Oct 25, 2002 | Boston Business Journal Credit Suisse First Boston Corp., the focus of a complaint by Massachusetts Secretary of State William Galvin charging the firm with analyst misconduct, is now the target of a civil class-action suit in Boston.

The lawsuit alleges that analysts with Credit Suisse First Boston known as CSFB issued reports publicly touting shares of Agilent Technologies Inc. of Palo Alto, Calif., while privately warning prized clients away from the company's securities.

Filed the same day as Galvin's complaint, the lawsuit could be the first of a tidal wave of litigation against the investment bank based on investigative work by the secretary of state's office.

A CSFB spokeswoman with the Swiss bank's New York office declined to comment on the case.

The suit was filed in U.S. District Court in Boston on behalf of a single shareholder, Patricia Maillet, who owned "a couple of hundred shares," according to her attorney, Thomas G. Shapiro, with Boston-based Shapiro Haber & Urmy LLP. The stock was made attractive to investors by misleading analyst research that eventually was exposed as bogus, according to Shapiro.

Court documents refer to e-mails, uncovered by Galvin's office, bad-mouthing Agilent stock. One in particular describes what came to be known as the "Agilent two-step," whereby an analyst hangs a "buy" rating on a stock that he privately dislikes. "The average investor was not privy to any (contradictory) verbal information from CSFB," according to the Galvin report. CSFB has denied the allegations made in Galvin's report.

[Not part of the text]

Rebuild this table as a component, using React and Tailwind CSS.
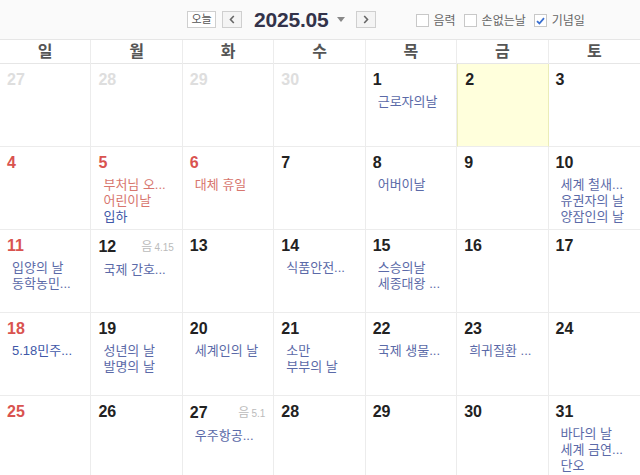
import React from "react";

const FONT = { fontFamily: '"Liberation Sans", "Noto Sans CJK KR", sans-serif' };

const B = "text-[#5b6aa8]"; // event blue
const D = "text-[#3f58a8]"; // darker blue
const R = "text-[#d7766e]"; // red event

const weeks = [
  [
    { d: 27, o: true }, { d: 28, o: true }, { d: 29, o: true }, { d: 30, o: true },
    { d: 1, ev: [["근로자의날", B]] },
    { d: 2, today: true },
    { d: 3 },
  ],
  [
    { d: 4, red: true },
    { d: 5, red: true, ev: [["부처님 오...", R], ["어린이날", R], ["입하", D]] },
    { d: 6, red: true, ev: [["대체 휴일", R]] },
    { d: 7 },
    { d: 8, ev: [["어버이날", B]] },
    { d: 9 },
    { d: 10, ev: [["세계 철새...", B], ["유권자의 날", B], ["양잠인의 날", B]] },
  ],
  [
    { d: 11, red: true, ev: [["입양의 날", B], ["동학농민...", B]] },
    { d: 12, lunar: "4.15", ev: [["국제 간호...", B]] },
    { d: 13 },
    { d: 14, ev: [["식품안전...", B]] },
    { d: 15, ev: [["스승의날", B], ["세종대왕 ...", B]] },
    { d: 16 },
    { d: 17 },
  ],
  [
    { d: 18, red: true, ev: [["5.18민주...", D]] },
    { d: 19, ev: [["성년의 날", B], ["발명의 날", B]] },
    { d: 20, ev: [["세계인의 날", B]] },
    { d: 21, ev: [["소만", B], ["부부의 날", B]] },
    { d: 22, ev: [["국제 생물...", B]] },
    { d: 23, ev: [["희귀질환 ...", B]] },
    { d: 24 },
  ],
  [
    { d: 25, red: true },
    { d: 26 },
    { d: 27, lunar: "5.1", ev: [["우주항공...", B]] },
    { d: 28 },
    { d: 29 },
    { d: 30 },
    { d: 31, ev: [["바다의 날", B], ["세계 금연...", B], ["단오", B]] },
  ],
];

const days = ["일", "월", "화", "수", "목", "금", "토"];

function Checkbox({ checked, label }) {
  return (
    <div className="flex items-center gap-[5px]">
      <div className="w-[13px] h-[13px] border border-[#c8c8c8] bg-white flex items-center justify-center">
        {checked && (
          <svg width="9" height="8" viewBox="0 0 9 8">
            <path d="M1 4.2 L3.4 6.5 L8 1.2" fill="none" stroke="#3a6fd0" strokeWidth="1.8" />
          </svg>
        )}
      </div>
      <span className="text-[12px] text-[#666] leading-[14px]">{label}</span>
    </div>
  );
}

function Cell({ c, col }) {
  const numColor = c.o ? "text-[#dedede]" : c.red ? "text-[#d9534f]" : "text-[#222]";
  return (
    <div
      className={`h-[83px] border-b border-[#ececec] ${col < 6 ? "border-r" : ""} ${
        c.today ? "bg-[#ffffdc] border-l border-l-[#ebedb8] border-r-[#ebedb8]" : "bg-white"
      } pt-[6px] overflow-hidden`}
    >
      <div className="flex items-center justify-between px-[7px] pr-[8px]">
        <span className={`text-[16px] leading-[20px] font-bold ${numColor}`}>{c.d}</span>
        {c.lunar && (
          <span className="text-[#bbb] leading-[20px]">
            <span className="text-[12px]">음</span>
            <span className="text-[10px] ml-[2px]">{c.lunar}</span>
          </span>
        )}
      </div>
      <div className="mt-[4px] pl-[12px] pr-[2px]">
        {(c.ev || []).map(([t, cls], i) => (
          <div key={i} className={`text-[13px] leading-[16px] whitespace-nowrap overflow-hidden ${cls}`}>
            {t}
          </div>
        ))}
      </div>
    </div>
  );
}

export default function App() {
  return (
    <div className="w-[640px] h-[475px] overflow-hidden bg-white" style={FONT}>
      <div className="h-[40px] bg-[#fafafa] border-b border-[#e6e6e6] flex items-center">
        <div className="flex items-center ml-[187px]">
          <div className="w-[29px] h-[17px] border border-[#cfcfcf] bg-white flex items-center justify-center text-[11px] text-[#555] leading-none">
            오늘
          </div>
          <div className="ml-[6px] w-[20px] h-[17px] border border-[#cfcfcf] bg-[#f4f4f4] flex items-center justify-center">
            <svg width="6" height="9" viewBox="0 0 6 9">
              <path d="M4.8 1 L1.5 4.5 L4.8 8" fill="none" stroke="#666" strokeWidth="1.6" />
            </svg>
          </div>
          <span className="ml-[12px] text-[21px] font-bold text-[#33334a] leading-none tracking-[-0.2px]">2025.05</span>
          <svg className="ml-[8px]" width="8" height="5" viewBox="0 0 8 5">
            <path d="M0 0 L8 0 L4 5 Z" fill="#888" />
          </svg>
          <div className="ml-[11px] w-[20px] h-[17px] border border-[#cfcfcf] bg-[#f4f4f4] flex items-center justify-center">
            <svg width="6" height="9" viewBox="0 0 6 9">
              <path d="M1.2 1 L4.5 4.5 L1.2 8" fill="none" stroke="#666" strokeWidth="1.6" />
            </svg>
          </div>
        </div>
        <div className="flex items-center ml-[40px] gap-[8px] mt-[2px]">
          <Checkbox label="음력" />
          <Checkbox label="손없는날" />
          <Checkbox checked label="기념일" />
        </div>
      </div>
      <div className="grid grid-cols-7 h-[24px] border-b border-[#e6e6e6] bg-white">
        {days.map((d, i) => (
          <div
            key={d}
            className={`flex items-center justify-center text-[16px] font-bold text-[#555] ${i < 6 ? "border-r border-[#ececec]" : ""}`}
          >
            {d}
          </div>
        ))}
      </div>
      <div className="grid grid-cols-7">
        {weeks.flatMap((w, wi) => w.map((c, ci) => <Cell key={`${wi}-${ci}`} c={c} col={ci} />))}
      </div>
    </div>
  );
}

Measurement- and test-equipment maker Agilent underwent a public offering in November 1999, with stock going for about $30 per share. Analysts in 2000 set a target price of $87 per share, the class-action complaint said. Agilent stock in recent days has hovered around $10.

Shapiro said he could not calculate the potential damages, saying the number of people harmed by CSFB's false rating is unknown. But he hinted at the possible size in the complaint, noting that more than 72 million shares of Agilent stock were sold on its opening day.

Galvin's complaint also alleges CSFB misled investors by allowing its investment-banking division to exert undue influence on the firm's research department. Shapiro said that Galvin's legwork, much of which was made public prior to the Oct. 21 unveiling of the complaint, provided the basis on which his client sued.

The secretary of state's labors could spark an explosion of class-action suits against CSFB, experts said. "Usually it's not just one," said a plaintiff's lawyer, who asked not to be identified. "You'll usually see many."

In fact, this is the third such case Shapiro has filed against CSFB in recent weeks. And he proudly claims to have filed the first class-action against an analyst, last summer, Merrill Lynch & Co.'s Henry Blodgett, who is accused of misrepresenting a stock's value.

And there's more to come from Shapiro. "I anticipate we'll be filing more" against other brokerages, Shapiro said. "We've been contacted."